Mike Prokopeak, Workforce's editorial director, left, talks with Ed Frauenheim and an attendee at Workforce Live in New York.
Creating a great company culture doesn’t have to be serious work all the time. It can be funny business, too.
I learned as much at the recent Workforce Live conference in New York, where executives from communications firm Peppercomm talked about their comedy training program. Peppercomm’s presentation at our event on “Becoming an Employer of Choice” was one of several eye-opening, stick-to-your-ribs sessions that morning.
Humor has been central to Peppercomm for the past several years. CEO Steve Cody was pursuing a hobby as a stand-up comedian when he noticed he was becoming a better leader in his day job. It had to do with the way comics have to listen to and trust the audience, and the way authenticity is crucial to telling a funny story. So he made comedy a crucial element at Peppercomm. He asked his comedian mentor, Clayton Fletcher, to become the firm’s “chief comedy officer.” Everyone now gets trained in stand-up comedy and improvisation. Seeing peers go up on stage to perform spurs people to pull for each other. Vulnerability becomes a strength, as Fletcher puts it.
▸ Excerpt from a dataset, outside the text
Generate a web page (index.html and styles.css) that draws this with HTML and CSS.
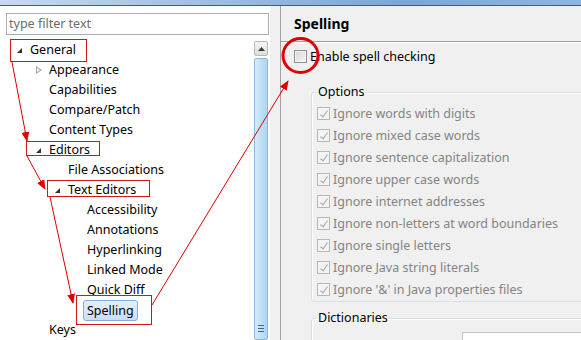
FILE: index.html
```html
<!DOCTYPE html>
<html lang="en">
  <head>
    <meta charset="UTF-8" />
    <title>Preferences - Spelling</title>
    <link rel="stylesheet" href="styles.css">
  </head>
  <body>
    <div class="titlebar"></div>
    <div class="main">
      <!-- 왼쪽 트리 -->
      <div class="left">
        <div class="filter">type filter text</div>
        <div class="treebox">
          <div class="tree">
            <div class="row lvl0"><span class="tog open"></span>General</div>
            <div class="row lvl1"><span class="tog closed"></span>Appearance</div>
            <div class="row lvl1"><span class="tog"></span>Capabilities</div>
            <div class="row lvl1"><span class="tog"></span>Compare/Patch</div>
            <div class="row lvl1"><span class="tog"></span>Content Types</div>
            <div class="row lvl1"><span class="tog open"></span>Editors</div>
            <div class="row lvl2"><span class="tog"></span>File Associations</div>
            <div class="row lvl2"><span class="tog open"></span>Text Editors</div>
            <div class="row lvl3"><span class="tog"></span>Accessibility</div>
            <div class="row lvl3"><span class="tog"></span>Annotations</div>
            <div class="row lvl3"><span class="tog"></span>Hyperlinking</div>
            <div class="row lvl3"><span class="tog"></span>Linked Mode</div>
            <div class="row lvl3"><span class="tog"></span>Quick Diff</div>
            <div class="row lvl3"><span class="tog"></span><span class="sel">Spelling</span></div>
            <div class="row lvl1"><span class="tog"></span>Keys</div>
          </div>
          <div class="vscroll">
            <div class="sbtn">
              <svg width="7" height="4" viewBox="0 0 7 4"><path d="M0 4 L3.5 0 L7 4 Z" fill="#3a3a3a"/></svg>
            </div>
            <div class="thumb">
              <div class="grip"><i></i><i></i><i></i></div>
            </div>
          </div>
        </div>
      </div>
      <div class="sash"></div>
      <!-- 오른쪽 설정 페이지 -->
      <div class="page">
        <div class="pagetitle">Spelling</div>
        <div class="pagebody">
          <label class="check enable"><span class="cb"></span>Enable spell checking</label>
          <fieldset class="group options">
            <legend>Options</legend>
            <label class="check off"><span class="cb on"></span>Ignore words with digits</label>
            <label class="check off"><span class="cb on"></span>Ignore mixed case words</label>
            <label class="check off"><span class="cb on"></span>Ignore sentence capitalization</label>
            <label class="check off"><span class="cb on"></span>Ignore upper case words</label>
            <label class="check off"><span class="cb on"></span>Ignore internet addresses</label>
            <label class="check off"><span class="cb on"></span>Ignore non-letters at word boundaries</label>
            <label class="check off"><span class="cb on"></span>Ignore single letters</label>
            <label class="check off"><span class="cb on"></span>Ignore Java string literals</label>
            <label class="check off"><span class="cb on"></span>Ignore '&amp;' in Java properties files</label>
          </fieldset>
          <fieldset class="group dicts">
            <legend>Dictionaries</legend>
            <div class="combo"></div>
          </fieldset>
        </div>
      </div>
    </div>

    <!-- 빨간 표시 (주석) -->
    <svg class="marks" width="581" height="340" viewBox="0 0 581 340">
      <defs>
        <marker id="head" markerWidth="10" markerHeight="8" refX="9" refY="4" orient="auto" markerUnits="userSpaceOnUse">
          <path d="M0 0 L10 4 L0 8 Z" fill="#e00000"/>
        </marker>
      </defs>
      <g fill="none" stroke="#cc1a1a" stroke-width="1">
        <rect x="10.5" y="39.5" width="76" height="22"/>
        <rect x="26.5" y="141.5" width="73" height="14"/>
        <rect x="47.5" y="180.5" width="102" height="16"/>
        <rect x="76.5" y="295.5" width="75" height="29"/>
      </g>
      <g stroke="#d80000" stroke-width="1" marker-end="url(#head)">
        <line x1="12" y1="62" x2="27" y2="141"/>
        <line x1="27" y1="156" x2="45" y2="189"/>
        <line x1="50" y1="197" x2="73" y2="303"/>
        <line x1="152" y1="305" x2="288" y2="81"/>
      </g>
      <ellipse cx="300.5" cy="55.5" rx="17.5" ry="17" fill="none" stroke="#e00000" stroke-width="3"/>
    </svg>
  </body>
</html>
```

FILE: styles.css
```css
* {
  box-sizing: border-box;
}

body {
  margin: 0;
  width: 581px;
  height: 340px;
  overflow: hidden;
  position: relative;
  background-color: #f0f0f0;
  font-family: "Noto Sans", "Liberation Sans", sans-serif;
  font-size: 12.5px;
  color: #000;
}

/* 창 위쪽 파란 띠 */
.titlebar {
  height: 6px;
  background: linear-gradient(to right, #c9d9ea, #9bbbe0 40%, #7aa6d8 70%, #8fb6e2);
  border-bottom: 1px solid #3f5f80;
}

.main {
  display: flex;
  height: 334px;
}

/* 왼쪽 */
.left {
  width: 270px;
  background-color: white;
  display: flex;
  flex-direction: column;
}
.filter {
  margin: 7px 1px 0 6px;
  height: 22px;
  border: 1px solid #abadb3;
  padding-left: 2px;
  line-height: 19px;
  font-size: 12.5px;
  color: #6d6d6d;
}
.treebox {
  display: flex;
  flex: 1;
  margin-top: 5px;
  overflow: hidden;
}
.tree {
  flex: 1;
}
.row {
  height: 20px;
  line-height: 20px;
  display: flex;
  align-items: center;
  white-space: nowrap;
}
.lvl0 { padding-left: 11px; }
.lvl1 { padding-left: 30px; }
.lvl2 { padding-left: 49px; }
.lvl3 { padding-left: 68px; }

.tog {
  width: 19px;
  height: 20px;
  position: relative;
  flex: none;
}
.tog.open::after {
  content: "";
  position: absolute;
  left: 6px;
  top: 8px;
  border-style: solid;
  border-width: 0 0 5px 5px;
  border-color: transparent transparent #333 transparent;
}
.tog.closed::after {
  content: "";
  position: absolute;
  left: 6px;
  top: 6px;
  width: 6px;
  height: 8px;
  background: #a6a6a6;
  clip-path: polygon(0 0, 100% 50%, 0 100%, 0 0, 1px 2px, 1px calc(100% - 2px), calc(100% - 2px) 50%, 1px 2px);
}
.sel {
  margin-left: -4px;
  padding: 0 3px;
  height: 21px;
  line-height: 19px;
  border: 1px solid #84acdd;
  border-radius: 3px;
  background: linear-gradient(#e4effd, #c9defa);
}

/* 스크롤바 */
.vscroll {
  width: 17px;
  padding: 1px 2px 0 1px;
  display: flex;
  flex-direction: column;
}
.sbtn {
  height: 15px;
  border: 1px solid #b8b8b8;
  border-radius: 2px;
  background: linear-gradient(#f6f6f6, #dcdcdc);
  display: flex;
  align-items: center;
  justify-content: center;
}
.thumb {
  flex: 1;
  margin-top: 2px;
  border: 1px solid #8fb6d8;
  border-radius: 2px;
  background: linear-gradient(to right, #d6ecfb, #bfe0f7 50%, #aed6f3);
  display: flex;
  flex-direction: column;
  justify-content: flex-end;
  align-items: center;
  padding-bottom: 7px;
}
.grip i {
  display: block;
  width: 6px;
  height: 1px;
  background: #3d6a8f;
  margin-top: 2px;
}

.sash {
  width: 11px;
  background-color: #f0f0f0;
  border-right: 1px solid #a0a0a0;
}

/* 오른쪽 */
.page {
  flex: 1;
  overflow: hidden;
}
.pagetitle {
  height: 36px;
  padding-left: 13px;
  line-height: 35px;
  font-weight: bold;
  font-size: 14px;
  border-bottom: 1px solid #a0a0a0;
  box-shadow: 0 1px 0 white;
}
.pagebody {
  padding-left: 13px;
}
.check {
  display: flex;
  align-items: center;
  height: 22px;
  white-space: nowrap;
}
.check.enable {
  margin-top: 3px;
}
.check.off {
  color: #848484;
}
.cb {
  width: 13px;
  height: 13px;
  margin-right: 3px;
  border: 1px solid #8e8f8f;
  background: linear-gradient(135deg, #d3d6da, #f8f8f8);
  box-shadow: inset 0 0 0 1px #f4f4f4;
  flex: none;
  position: relative;
}
.check.off .cb {
  border-color: #b7b7b7;
  background: #f4f4f4;
  box-shadow: none;
}
.cb.on::after {
  content: "";
  position: absolute;
  left: 4px;
  top: 1px;
  width: 3px;
  height: 7px;
  border: solid #a9a9a9;
  border-width: 0 1.5px 1.5px 0;
  transform: rotate(35deg);
}

.group {
  width: 300px;
  margin: 17px 0 0 17px;
  padding: 2px 0 1px 5px;
  border: 1px solid #d5dfe5;
  border-radius: 3px;
  box-shadow: inset 1px 1px 0 white;
}
.group legend {
  padding: 0 1px;
  line-height: 16px;
}
.dicts {
  margin-top: 8px;
  height: 60px;
  padding-top: 6px;
}
.combo {
  margin-left: 145px;
  width: 130px;
  height: 22px;
  border: 1px solid #c5c5c5;
  background: white;
}

/* 빨간 표시 */
.marks {
  position: absolute;
  top: 0;
  left: 0;
  pointer-events: none;
}
```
On the strength of self-deprecation, Peppercomm recently ranked as the best place to work in New York City. That led to a new motto, Cody told the Workforce Live audience: “We have nowhere to go but down.”
As funny as the Peppercomm guys were, they might have been upstaged by, of all people, an expert on employee testing. Jana Fallon, Prudential’s vice president of talent, has a Ph.D. in industrial/organizational psychology. But she joked with the audience that she wasn’t there to analyze them. On a more serious note, she called attention to a number of assumptions about assessments used in hiring: They are easy to fake, they repel candidates, and you can get one-size-fits-all tests. Not true, she said.
By inserting carefully crafted assessments into the recruiting process, Fallon and Prudential have made hiring more efficient and hiked productivity by 12 percent.
That’s not a giant number. But, as Fallon said, “Who wouldn’t take that?”
Indeed. Another memorable session from Workforce Live was also about results — and getting them fast. Sandy Ogg, operating partner at private-equity firm Blackstone, talked about how his company and others in the private equity industry have moved past the days of “strip it and flip it” —simply cutting costs at acquired companies and selling them.
Now, it’s about making a company better, Ogg said. And doing so in the course of five years or less. Key to such upgrades is leadership, Ogg argued. “Get big people into big jobs,” he said.
“Think big, act small, move fast,” he added. “Show the organization is going somewhere.”
While Ogg offered a recipe for top-down transformation, we also heard about bottom-up change. Stacy Henry, director of learning at information management firm Iron Mountain, told the tale of a peer coaching program for front-line workers. The program marked an attempt to cut down on errors and establish more consistent operations at a company that had acquired some 250 firms since the mid-1990s.
Henry succeeded in lobbying for certified peer coaches to deliver the training, rather than managers or learning professionals. Three years later, the results indicate the Sentinel program has served its goal of acting as a lookout for the company. Attrition in the transportation division dropped from 40 percent to 15 percent. Workers’ compensation claims have fallen by some $7 million. And errors in handling customer documents have dropped by roughly 80 percent.
Henry concluded by highlighting a particular employee, “Chris,” who had one foot out the door prior to Sentinel. But he heard about the program, applied and won a spot as a peer coach. Now he’s a rising star. He was just selected for a management development program where he will take Harvard Business School courses. Henry shared this testimonial from him: “I don’t think I’d be anywhere near where I am now if I hadn’t gone through the certified coaches certification program.”
It’s the kind of story that tugs at your heartstrings. At least it did mine — even made me a bit misty eyed.
But the Peppercomm guys were still there to crack jokes, and turn near-tears into guffaws. Did I mention that Peppercomm has gone from making comedy training a core part of its culture to a service it offers to clients? They’re laughing — all the way to the bank.